### TASK REQUIREMENTS
Lines that include the word "components" are the ones to copy.

### DATA EXCERPT
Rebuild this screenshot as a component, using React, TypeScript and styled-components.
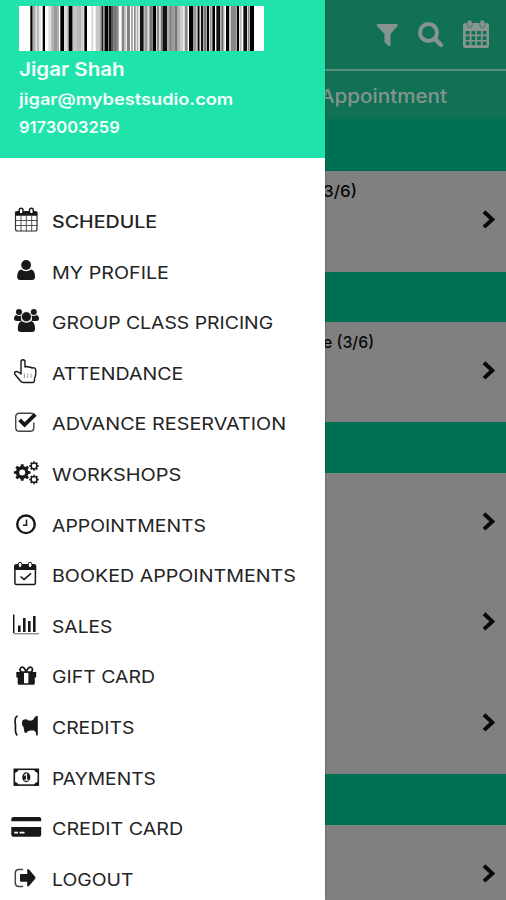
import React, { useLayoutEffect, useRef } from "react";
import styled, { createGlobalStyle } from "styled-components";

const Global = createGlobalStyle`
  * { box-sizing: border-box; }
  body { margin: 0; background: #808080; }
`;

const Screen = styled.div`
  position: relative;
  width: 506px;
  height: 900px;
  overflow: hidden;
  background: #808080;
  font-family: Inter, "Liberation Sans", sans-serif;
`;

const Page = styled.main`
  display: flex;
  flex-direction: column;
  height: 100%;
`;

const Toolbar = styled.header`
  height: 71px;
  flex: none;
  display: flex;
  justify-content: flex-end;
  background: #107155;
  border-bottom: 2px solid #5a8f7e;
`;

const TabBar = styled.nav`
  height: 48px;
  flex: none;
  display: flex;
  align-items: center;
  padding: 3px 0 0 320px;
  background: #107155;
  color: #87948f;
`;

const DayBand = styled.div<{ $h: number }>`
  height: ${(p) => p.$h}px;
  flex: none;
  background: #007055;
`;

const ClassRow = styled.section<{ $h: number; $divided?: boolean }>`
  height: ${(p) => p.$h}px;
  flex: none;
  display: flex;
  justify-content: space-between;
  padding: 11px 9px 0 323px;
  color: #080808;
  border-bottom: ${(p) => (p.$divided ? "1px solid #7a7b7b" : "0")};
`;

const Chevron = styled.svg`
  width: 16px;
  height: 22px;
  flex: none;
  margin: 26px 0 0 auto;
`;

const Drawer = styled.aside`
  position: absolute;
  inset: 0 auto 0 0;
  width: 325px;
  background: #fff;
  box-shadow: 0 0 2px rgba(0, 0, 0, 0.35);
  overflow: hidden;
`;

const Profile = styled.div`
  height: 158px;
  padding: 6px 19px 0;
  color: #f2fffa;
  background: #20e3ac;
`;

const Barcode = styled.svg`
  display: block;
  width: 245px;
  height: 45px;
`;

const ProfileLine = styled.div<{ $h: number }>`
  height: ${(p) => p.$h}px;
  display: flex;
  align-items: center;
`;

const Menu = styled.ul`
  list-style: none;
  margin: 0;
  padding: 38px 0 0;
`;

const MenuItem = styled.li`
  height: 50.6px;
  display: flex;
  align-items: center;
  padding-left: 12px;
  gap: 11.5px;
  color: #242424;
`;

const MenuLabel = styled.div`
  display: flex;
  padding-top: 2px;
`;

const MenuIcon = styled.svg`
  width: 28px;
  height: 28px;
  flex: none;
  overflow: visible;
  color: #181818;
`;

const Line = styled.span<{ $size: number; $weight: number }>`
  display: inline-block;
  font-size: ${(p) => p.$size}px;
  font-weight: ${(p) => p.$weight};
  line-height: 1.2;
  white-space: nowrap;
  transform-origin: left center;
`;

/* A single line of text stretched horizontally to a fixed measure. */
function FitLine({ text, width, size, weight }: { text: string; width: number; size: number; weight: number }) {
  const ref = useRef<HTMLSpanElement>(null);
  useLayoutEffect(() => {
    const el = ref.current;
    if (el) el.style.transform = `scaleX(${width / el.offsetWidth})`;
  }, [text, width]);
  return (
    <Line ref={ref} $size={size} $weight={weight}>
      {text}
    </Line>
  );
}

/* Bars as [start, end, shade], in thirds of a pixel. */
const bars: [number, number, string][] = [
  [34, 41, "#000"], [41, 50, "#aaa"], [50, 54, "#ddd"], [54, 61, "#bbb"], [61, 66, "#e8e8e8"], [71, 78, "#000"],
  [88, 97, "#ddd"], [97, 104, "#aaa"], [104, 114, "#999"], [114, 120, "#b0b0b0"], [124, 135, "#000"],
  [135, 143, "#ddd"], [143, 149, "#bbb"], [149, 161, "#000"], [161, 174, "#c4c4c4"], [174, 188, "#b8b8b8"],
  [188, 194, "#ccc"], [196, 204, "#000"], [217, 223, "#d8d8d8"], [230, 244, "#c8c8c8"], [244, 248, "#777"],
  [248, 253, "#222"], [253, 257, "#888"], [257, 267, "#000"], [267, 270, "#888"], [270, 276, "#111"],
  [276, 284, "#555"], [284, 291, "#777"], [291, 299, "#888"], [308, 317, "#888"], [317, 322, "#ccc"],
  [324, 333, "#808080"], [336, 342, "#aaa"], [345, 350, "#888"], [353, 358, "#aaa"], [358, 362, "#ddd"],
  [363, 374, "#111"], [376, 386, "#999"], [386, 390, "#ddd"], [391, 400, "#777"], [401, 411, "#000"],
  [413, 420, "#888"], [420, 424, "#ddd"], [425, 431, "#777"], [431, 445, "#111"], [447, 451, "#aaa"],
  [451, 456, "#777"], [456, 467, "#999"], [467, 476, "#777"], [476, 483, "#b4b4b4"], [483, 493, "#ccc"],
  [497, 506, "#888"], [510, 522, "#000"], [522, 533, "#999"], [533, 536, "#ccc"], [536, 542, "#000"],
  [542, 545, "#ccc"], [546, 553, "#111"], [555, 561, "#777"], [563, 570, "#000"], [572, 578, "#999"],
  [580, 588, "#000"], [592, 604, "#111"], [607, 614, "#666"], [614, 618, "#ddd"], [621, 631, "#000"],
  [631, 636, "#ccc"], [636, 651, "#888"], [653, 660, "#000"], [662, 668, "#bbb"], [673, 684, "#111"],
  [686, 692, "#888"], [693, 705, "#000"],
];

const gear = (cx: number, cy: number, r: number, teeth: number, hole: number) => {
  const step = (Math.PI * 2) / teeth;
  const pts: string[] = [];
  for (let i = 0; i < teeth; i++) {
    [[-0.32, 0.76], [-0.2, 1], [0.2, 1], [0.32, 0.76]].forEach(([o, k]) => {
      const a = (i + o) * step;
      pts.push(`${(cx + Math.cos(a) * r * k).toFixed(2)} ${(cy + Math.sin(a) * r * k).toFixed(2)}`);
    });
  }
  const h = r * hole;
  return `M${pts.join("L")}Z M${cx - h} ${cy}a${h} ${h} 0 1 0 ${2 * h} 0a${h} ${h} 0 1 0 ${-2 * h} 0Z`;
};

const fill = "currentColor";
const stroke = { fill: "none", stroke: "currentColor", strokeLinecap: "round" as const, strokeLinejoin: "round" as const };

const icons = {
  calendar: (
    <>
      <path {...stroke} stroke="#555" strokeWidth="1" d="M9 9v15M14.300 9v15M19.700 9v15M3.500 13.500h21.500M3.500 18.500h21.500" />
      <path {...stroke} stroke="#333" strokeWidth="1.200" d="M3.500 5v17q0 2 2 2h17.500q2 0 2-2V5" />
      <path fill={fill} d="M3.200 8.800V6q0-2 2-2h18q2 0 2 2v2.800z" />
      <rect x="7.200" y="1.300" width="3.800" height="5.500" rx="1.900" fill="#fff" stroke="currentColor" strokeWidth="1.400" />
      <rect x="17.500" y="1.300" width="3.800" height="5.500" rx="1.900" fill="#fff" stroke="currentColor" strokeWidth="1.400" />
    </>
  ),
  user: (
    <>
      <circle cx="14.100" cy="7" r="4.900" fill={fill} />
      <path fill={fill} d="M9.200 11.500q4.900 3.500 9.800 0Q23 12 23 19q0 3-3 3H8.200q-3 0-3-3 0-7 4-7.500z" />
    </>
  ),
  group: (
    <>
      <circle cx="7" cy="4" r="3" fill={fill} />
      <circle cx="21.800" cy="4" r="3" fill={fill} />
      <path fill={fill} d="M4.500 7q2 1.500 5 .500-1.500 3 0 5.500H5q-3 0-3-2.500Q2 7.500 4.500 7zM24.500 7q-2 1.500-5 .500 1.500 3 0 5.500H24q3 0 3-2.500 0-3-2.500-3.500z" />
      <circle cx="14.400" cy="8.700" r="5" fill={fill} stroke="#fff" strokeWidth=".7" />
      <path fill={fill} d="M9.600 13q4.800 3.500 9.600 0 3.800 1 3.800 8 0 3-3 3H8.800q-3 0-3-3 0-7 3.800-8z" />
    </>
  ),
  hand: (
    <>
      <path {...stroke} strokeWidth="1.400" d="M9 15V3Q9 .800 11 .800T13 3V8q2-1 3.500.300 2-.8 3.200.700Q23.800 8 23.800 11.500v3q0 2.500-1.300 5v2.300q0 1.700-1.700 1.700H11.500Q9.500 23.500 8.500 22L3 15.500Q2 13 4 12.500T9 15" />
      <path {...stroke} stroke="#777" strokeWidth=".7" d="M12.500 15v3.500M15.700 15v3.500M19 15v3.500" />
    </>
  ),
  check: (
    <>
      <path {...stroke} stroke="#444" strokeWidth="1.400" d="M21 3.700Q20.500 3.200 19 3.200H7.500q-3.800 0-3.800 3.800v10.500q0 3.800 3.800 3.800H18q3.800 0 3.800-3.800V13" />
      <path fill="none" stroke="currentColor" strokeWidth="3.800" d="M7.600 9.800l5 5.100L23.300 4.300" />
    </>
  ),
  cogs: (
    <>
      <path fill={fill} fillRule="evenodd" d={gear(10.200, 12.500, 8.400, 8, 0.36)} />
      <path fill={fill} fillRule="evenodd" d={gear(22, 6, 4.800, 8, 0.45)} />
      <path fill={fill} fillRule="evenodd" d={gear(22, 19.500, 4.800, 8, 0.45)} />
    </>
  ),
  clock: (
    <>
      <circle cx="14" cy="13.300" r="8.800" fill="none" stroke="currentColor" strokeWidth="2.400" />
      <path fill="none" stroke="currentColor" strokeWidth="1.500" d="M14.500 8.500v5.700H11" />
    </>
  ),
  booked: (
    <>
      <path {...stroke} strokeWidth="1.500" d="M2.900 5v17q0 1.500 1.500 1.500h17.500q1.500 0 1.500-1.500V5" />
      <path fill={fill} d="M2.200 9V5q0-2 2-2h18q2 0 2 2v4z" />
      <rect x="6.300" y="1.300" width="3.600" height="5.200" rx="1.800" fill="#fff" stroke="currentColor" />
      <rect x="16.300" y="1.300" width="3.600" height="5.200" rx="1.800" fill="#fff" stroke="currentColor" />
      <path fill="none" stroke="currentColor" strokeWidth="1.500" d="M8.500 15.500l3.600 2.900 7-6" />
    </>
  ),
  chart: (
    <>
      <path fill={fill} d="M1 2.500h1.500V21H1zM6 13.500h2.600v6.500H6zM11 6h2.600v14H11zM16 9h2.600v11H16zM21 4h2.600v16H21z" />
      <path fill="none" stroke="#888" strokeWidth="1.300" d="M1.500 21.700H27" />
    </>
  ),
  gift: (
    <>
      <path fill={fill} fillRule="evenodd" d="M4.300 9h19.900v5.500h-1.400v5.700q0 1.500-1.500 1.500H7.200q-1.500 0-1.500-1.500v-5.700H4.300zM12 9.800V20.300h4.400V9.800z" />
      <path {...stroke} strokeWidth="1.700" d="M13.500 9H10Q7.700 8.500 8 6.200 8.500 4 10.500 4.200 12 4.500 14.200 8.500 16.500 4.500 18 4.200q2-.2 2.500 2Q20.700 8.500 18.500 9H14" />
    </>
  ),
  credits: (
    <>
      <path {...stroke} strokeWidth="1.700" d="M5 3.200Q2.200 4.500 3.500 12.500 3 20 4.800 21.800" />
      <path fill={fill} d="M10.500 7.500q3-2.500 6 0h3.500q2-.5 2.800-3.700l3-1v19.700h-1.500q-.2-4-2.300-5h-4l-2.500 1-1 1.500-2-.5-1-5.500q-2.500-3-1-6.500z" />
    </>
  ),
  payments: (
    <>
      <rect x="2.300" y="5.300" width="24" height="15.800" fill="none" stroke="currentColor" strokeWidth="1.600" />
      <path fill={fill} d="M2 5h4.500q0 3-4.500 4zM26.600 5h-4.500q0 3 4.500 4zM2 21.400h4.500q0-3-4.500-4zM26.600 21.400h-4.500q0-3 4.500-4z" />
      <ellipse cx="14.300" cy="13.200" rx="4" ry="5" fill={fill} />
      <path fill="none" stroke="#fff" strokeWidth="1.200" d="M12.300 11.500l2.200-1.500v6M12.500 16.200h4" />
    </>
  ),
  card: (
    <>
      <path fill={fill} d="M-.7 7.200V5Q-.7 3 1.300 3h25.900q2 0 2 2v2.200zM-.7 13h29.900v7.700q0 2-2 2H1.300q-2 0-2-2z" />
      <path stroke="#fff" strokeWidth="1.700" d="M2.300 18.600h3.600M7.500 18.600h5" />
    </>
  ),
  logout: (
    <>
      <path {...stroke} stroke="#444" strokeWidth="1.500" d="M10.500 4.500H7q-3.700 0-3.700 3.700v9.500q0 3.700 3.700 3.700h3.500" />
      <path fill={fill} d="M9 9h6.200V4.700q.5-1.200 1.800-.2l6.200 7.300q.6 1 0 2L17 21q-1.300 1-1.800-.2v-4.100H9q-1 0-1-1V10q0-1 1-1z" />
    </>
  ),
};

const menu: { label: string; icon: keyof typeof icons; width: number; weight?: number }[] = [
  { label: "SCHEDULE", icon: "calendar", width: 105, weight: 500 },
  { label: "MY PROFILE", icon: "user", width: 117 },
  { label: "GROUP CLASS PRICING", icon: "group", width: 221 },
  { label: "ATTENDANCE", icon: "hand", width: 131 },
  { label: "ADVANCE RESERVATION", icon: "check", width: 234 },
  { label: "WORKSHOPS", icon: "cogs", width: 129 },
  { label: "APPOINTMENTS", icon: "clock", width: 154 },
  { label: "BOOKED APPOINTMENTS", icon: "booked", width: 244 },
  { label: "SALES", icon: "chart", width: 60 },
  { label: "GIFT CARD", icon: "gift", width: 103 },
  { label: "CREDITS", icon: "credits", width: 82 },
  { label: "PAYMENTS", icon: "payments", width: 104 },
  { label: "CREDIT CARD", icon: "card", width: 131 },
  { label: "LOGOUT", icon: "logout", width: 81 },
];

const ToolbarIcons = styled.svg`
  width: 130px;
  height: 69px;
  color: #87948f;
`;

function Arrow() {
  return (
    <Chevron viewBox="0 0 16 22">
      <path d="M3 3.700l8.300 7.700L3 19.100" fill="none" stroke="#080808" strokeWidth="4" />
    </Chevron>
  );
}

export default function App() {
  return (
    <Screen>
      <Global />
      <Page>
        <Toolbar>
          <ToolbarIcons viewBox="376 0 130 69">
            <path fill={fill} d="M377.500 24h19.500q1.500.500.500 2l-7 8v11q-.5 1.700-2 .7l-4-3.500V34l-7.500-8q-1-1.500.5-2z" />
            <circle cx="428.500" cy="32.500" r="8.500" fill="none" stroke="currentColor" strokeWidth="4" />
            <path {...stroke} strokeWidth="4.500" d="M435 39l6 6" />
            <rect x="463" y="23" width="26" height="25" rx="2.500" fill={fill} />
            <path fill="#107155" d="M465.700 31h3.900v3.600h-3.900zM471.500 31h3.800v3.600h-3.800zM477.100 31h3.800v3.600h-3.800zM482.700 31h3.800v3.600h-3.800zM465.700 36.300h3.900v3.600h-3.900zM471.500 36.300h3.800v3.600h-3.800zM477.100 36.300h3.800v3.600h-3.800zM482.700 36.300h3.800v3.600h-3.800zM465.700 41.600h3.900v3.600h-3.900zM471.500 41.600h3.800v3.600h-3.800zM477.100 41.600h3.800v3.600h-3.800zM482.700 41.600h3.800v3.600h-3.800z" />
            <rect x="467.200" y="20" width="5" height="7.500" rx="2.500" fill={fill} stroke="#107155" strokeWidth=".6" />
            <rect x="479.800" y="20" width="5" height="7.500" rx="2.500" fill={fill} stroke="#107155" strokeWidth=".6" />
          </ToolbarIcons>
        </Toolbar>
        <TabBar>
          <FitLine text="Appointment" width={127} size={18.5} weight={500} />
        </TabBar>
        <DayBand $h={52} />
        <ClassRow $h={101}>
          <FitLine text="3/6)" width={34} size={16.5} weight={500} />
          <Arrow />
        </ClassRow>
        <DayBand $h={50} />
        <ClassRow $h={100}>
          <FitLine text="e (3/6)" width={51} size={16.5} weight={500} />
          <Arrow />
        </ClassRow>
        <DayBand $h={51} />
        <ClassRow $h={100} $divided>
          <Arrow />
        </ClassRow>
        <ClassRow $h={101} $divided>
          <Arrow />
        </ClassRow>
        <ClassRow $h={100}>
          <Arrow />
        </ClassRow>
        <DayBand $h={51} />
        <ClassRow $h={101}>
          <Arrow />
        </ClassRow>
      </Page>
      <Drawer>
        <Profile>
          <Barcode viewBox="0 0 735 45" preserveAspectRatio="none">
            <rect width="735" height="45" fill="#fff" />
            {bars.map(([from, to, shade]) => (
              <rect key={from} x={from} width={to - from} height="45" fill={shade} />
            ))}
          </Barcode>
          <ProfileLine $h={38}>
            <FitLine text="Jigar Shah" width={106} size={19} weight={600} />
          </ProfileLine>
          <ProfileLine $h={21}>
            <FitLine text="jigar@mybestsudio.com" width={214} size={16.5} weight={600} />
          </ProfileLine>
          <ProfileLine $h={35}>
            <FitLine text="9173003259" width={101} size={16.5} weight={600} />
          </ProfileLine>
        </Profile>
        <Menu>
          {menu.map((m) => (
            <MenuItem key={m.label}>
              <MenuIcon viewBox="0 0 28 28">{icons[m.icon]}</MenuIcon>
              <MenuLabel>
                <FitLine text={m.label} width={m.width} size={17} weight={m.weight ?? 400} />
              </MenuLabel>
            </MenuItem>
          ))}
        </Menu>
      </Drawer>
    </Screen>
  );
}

### COMPLETED TASK
Rebuild this screenshot as a component, using React, TypeScript and styled-components.
import styled, { createGlobalStyle } from "styled-components";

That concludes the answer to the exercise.